Below are some records. Say how many of their lines contain the string "styles", and give nothing but the number.

[BEGIN The records]

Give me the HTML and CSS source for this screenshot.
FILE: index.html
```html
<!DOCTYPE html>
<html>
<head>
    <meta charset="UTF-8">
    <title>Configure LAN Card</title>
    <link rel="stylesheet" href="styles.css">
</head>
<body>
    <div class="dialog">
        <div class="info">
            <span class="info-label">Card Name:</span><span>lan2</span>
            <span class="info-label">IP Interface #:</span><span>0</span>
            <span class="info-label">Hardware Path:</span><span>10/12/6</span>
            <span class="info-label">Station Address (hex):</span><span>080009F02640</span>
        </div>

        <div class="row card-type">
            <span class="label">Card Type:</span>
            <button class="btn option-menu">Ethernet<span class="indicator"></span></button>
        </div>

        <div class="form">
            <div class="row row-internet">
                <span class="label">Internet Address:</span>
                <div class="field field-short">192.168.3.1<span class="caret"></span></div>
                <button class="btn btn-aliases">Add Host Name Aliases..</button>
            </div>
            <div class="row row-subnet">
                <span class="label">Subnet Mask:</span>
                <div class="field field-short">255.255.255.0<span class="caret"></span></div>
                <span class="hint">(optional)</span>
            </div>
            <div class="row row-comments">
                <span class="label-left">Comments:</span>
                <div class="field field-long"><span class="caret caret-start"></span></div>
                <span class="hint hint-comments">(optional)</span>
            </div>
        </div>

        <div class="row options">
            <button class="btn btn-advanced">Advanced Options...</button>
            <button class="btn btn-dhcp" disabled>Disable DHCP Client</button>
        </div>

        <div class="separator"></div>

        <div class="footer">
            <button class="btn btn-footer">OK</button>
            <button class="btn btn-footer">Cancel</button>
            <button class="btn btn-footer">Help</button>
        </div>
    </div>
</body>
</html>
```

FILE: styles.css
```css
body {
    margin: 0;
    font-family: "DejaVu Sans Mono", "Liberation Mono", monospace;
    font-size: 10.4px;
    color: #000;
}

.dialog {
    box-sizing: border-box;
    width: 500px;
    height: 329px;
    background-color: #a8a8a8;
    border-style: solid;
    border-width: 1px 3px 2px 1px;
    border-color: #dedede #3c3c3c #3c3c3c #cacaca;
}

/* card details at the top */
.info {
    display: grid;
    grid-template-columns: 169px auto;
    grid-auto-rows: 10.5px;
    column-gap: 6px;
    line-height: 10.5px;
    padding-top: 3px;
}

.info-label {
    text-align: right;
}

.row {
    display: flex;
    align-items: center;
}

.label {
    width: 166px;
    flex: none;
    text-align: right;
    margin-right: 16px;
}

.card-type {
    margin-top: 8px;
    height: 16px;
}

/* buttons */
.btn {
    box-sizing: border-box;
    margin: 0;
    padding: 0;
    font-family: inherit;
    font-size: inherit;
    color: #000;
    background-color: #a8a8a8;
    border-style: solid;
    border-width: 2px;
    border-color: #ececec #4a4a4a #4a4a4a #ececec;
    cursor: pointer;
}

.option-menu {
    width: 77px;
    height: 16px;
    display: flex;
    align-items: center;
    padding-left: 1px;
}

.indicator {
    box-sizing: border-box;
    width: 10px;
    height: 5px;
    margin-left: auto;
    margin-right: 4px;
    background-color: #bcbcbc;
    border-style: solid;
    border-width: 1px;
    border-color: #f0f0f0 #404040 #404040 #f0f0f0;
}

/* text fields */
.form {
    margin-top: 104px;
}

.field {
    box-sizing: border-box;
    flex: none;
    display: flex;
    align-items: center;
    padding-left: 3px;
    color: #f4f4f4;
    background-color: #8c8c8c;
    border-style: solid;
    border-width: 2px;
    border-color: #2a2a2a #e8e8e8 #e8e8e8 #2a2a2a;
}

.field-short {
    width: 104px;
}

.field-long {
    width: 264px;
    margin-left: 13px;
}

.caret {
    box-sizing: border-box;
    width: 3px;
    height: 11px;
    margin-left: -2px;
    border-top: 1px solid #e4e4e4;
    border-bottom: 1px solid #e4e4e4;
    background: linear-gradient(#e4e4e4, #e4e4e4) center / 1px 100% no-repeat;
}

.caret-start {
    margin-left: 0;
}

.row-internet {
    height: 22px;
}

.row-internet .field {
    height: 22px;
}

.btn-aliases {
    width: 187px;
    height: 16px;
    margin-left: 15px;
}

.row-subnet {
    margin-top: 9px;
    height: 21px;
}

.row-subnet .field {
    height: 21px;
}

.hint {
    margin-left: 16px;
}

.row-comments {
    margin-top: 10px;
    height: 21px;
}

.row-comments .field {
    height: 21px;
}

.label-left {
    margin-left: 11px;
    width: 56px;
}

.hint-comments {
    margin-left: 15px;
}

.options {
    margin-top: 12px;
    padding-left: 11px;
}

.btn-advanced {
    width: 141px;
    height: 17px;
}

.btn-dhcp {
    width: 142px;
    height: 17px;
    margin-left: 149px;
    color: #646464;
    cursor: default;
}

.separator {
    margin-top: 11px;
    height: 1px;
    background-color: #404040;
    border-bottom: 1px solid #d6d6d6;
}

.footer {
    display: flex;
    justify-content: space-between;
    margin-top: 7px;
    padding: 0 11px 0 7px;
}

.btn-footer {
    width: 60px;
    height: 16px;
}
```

[END The records]
[BEGIN The records]

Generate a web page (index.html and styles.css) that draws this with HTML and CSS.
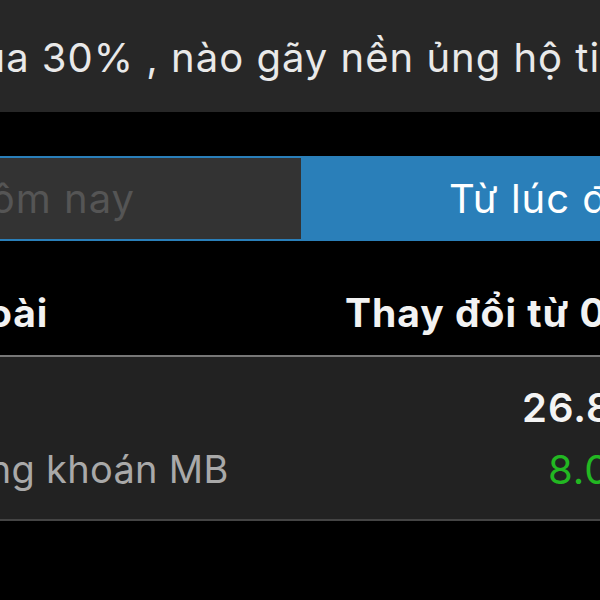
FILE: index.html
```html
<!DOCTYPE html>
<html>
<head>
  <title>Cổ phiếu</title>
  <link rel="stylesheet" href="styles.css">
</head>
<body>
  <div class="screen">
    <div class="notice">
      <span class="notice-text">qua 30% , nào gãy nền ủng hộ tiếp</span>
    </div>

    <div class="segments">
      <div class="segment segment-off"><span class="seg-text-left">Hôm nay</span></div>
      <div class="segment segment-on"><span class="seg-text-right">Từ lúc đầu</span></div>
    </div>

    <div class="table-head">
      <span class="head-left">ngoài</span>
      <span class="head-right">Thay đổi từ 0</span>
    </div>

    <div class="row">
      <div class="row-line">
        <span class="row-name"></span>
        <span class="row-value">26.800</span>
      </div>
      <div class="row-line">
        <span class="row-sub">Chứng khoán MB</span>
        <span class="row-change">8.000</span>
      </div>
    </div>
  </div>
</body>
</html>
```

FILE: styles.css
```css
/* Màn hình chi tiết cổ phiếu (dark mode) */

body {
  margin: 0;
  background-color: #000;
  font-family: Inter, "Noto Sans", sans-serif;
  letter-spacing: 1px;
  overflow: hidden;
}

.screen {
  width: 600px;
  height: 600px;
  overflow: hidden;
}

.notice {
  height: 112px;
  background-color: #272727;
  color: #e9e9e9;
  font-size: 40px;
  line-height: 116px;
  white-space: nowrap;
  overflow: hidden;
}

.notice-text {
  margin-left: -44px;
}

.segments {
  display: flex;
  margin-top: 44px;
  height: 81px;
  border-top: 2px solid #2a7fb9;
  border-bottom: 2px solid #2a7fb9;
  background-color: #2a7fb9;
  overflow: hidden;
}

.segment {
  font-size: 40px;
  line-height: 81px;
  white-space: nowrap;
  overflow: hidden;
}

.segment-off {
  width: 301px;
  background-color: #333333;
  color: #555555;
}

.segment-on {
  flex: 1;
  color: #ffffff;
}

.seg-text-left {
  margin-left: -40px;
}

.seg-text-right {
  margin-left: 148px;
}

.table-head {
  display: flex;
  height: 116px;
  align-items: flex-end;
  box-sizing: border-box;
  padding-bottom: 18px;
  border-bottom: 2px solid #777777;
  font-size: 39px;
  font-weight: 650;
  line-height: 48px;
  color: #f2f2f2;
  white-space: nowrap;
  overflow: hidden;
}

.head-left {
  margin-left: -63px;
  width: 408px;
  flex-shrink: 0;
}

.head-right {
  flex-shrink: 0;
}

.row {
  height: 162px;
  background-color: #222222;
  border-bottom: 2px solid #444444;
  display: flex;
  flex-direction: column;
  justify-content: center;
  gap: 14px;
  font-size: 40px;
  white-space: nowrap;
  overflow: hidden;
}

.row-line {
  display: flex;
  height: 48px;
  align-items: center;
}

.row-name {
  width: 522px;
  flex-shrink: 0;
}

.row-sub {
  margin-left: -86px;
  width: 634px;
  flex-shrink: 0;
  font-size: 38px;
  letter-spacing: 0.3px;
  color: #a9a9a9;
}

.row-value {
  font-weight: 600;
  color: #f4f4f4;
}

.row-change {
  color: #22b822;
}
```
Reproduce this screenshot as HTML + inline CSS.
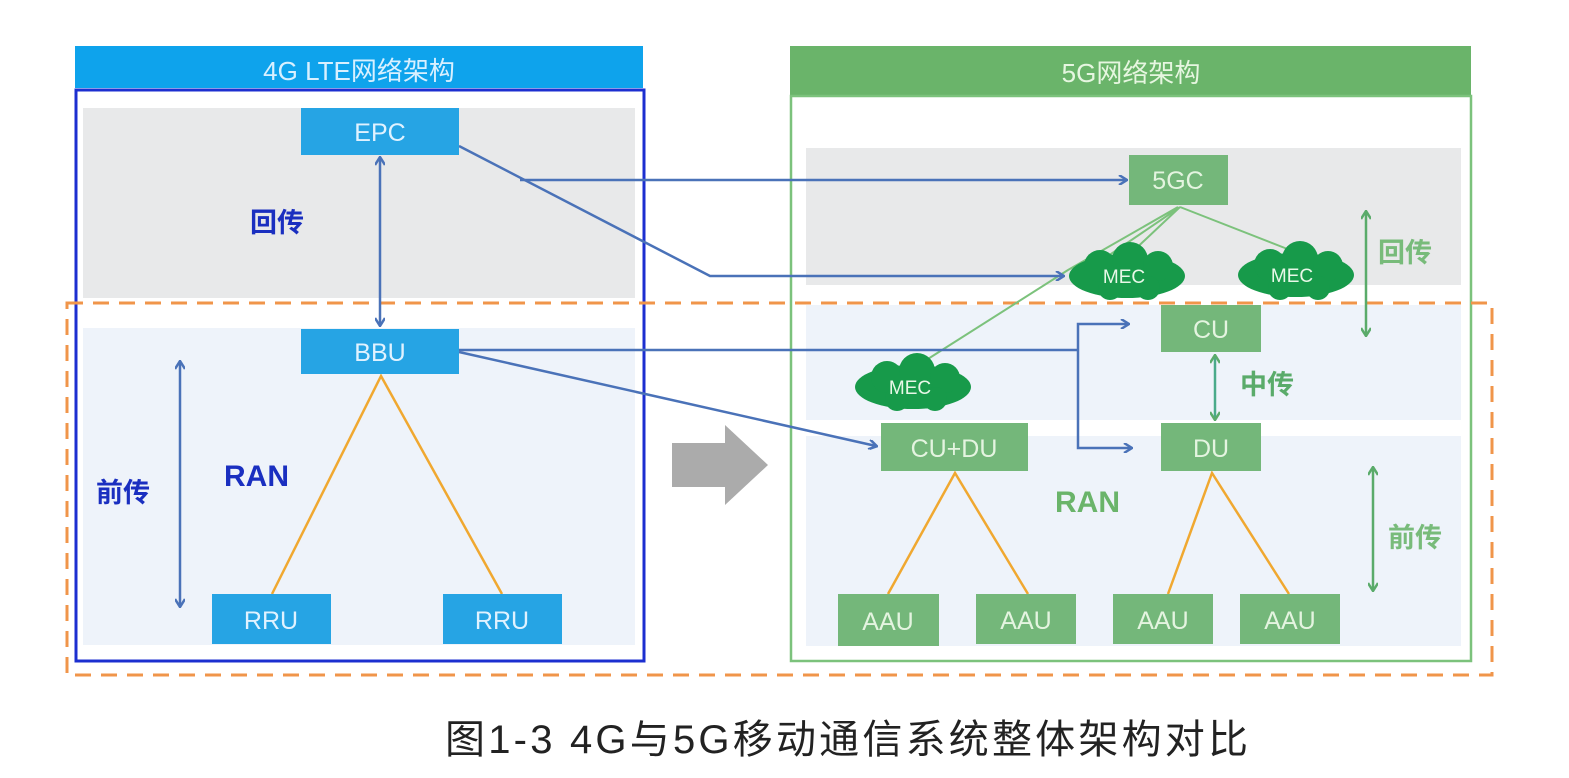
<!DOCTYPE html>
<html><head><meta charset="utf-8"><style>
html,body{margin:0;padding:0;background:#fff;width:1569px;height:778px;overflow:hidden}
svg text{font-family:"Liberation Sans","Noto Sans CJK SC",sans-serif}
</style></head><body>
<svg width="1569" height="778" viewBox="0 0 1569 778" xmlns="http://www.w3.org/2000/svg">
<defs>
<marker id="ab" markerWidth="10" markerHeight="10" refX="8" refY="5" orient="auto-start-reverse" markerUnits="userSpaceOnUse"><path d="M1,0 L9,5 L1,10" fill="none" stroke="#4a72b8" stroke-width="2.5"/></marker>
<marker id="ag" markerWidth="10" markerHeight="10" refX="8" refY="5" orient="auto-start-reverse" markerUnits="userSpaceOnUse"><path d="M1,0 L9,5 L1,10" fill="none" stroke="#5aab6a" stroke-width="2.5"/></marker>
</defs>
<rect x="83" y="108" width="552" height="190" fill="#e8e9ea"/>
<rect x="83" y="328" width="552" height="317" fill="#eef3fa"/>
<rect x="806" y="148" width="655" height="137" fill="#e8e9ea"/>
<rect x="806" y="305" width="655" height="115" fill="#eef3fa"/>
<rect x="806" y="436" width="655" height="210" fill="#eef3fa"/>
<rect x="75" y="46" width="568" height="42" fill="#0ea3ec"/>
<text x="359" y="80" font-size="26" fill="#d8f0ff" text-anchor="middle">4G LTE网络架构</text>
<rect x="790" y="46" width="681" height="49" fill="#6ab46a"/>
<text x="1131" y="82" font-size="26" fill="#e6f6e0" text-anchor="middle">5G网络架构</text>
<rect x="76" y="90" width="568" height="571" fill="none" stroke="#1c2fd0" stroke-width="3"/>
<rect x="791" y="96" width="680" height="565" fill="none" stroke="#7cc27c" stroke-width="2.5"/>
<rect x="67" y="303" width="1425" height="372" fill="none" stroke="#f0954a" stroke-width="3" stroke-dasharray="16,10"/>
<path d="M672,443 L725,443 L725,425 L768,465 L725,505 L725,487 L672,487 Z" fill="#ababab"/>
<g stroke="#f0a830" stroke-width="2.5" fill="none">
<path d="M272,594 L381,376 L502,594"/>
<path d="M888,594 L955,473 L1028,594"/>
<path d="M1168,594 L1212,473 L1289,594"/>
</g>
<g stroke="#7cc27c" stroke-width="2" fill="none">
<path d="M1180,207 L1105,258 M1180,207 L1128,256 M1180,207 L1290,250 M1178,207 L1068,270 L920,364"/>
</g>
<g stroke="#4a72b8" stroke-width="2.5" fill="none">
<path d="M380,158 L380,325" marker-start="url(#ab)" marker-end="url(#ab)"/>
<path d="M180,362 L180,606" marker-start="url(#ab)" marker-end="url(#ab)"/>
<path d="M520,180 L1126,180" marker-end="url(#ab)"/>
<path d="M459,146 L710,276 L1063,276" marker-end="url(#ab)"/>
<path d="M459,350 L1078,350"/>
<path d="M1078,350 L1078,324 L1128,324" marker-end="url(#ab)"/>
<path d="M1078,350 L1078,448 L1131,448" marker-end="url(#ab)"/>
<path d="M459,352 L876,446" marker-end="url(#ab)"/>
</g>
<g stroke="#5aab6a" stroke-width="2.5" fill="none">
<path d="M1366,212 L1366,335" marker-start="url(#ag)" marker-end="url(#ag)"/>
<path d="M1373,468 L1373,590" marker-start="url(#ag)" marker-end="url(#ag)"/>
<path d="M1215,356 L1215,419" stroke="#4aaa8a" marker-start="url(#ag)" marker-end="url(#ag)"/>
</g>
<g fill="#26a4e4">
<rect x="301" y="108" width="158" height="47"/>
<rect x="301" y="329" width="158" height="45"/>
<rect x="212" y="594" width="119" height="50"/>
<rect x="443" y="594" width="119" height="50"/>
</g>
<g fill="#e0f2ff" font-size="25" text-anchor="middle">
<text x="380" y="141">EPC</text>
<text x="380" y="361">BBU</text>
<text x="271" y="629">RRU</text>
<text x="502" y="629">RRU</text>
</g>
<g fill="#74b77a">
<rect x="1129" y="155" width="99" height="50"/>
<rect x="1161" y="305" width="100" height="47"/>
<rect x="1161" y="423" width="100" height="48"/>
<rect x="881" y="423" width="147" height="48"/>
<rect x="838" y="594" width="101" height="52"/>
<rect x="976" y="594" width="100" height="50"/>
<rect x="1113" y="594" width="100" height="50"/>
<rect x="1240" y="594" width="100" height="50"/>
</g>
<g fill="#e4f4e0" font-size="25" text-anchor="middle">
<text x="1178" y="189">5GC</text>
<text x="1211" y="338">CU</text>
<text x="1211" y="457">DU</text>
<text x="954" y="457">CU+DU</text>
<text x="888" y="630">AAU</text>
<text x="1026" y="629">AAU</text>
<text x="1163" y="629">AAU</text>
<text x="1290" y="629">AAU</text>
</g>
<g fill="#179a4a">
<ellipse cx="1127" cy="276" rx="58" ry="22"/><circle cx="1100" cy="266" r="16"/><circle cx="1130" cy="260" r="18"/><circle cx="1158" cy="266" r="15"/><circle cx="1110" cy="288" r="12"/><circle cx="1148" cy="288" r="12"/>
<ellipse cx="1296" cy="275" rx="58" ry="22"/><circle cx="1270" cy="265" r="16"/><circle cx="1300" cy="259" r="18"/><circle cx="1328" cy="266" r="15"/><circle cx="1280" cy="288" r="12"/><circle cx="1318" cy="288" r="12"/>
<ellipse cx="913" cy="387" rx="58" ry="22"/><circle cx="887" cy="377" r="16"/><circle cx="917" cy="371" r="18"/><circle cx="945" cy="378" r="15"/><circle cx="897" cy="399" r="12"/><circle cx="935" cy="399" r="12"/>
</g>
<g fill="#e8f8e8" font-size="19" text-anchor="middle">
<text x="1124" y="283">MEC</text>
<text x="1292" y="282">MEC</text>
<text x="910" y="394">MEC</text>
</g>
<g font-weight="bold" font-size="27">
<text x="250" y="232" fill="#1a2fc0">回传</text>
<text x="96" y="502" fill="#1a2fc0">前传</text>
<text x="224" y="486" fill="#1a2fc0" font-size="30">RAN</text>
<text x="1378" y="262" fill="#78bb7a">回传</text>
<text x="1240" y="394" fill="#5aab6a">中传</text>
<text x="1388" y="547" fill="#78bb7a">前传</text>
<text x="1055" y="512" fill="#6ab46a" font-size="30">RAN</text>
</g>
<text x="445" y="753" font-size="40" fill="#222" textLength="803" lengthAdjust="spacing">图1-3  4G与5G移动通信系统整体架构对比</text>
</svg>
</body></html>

[END The records]

## The output
5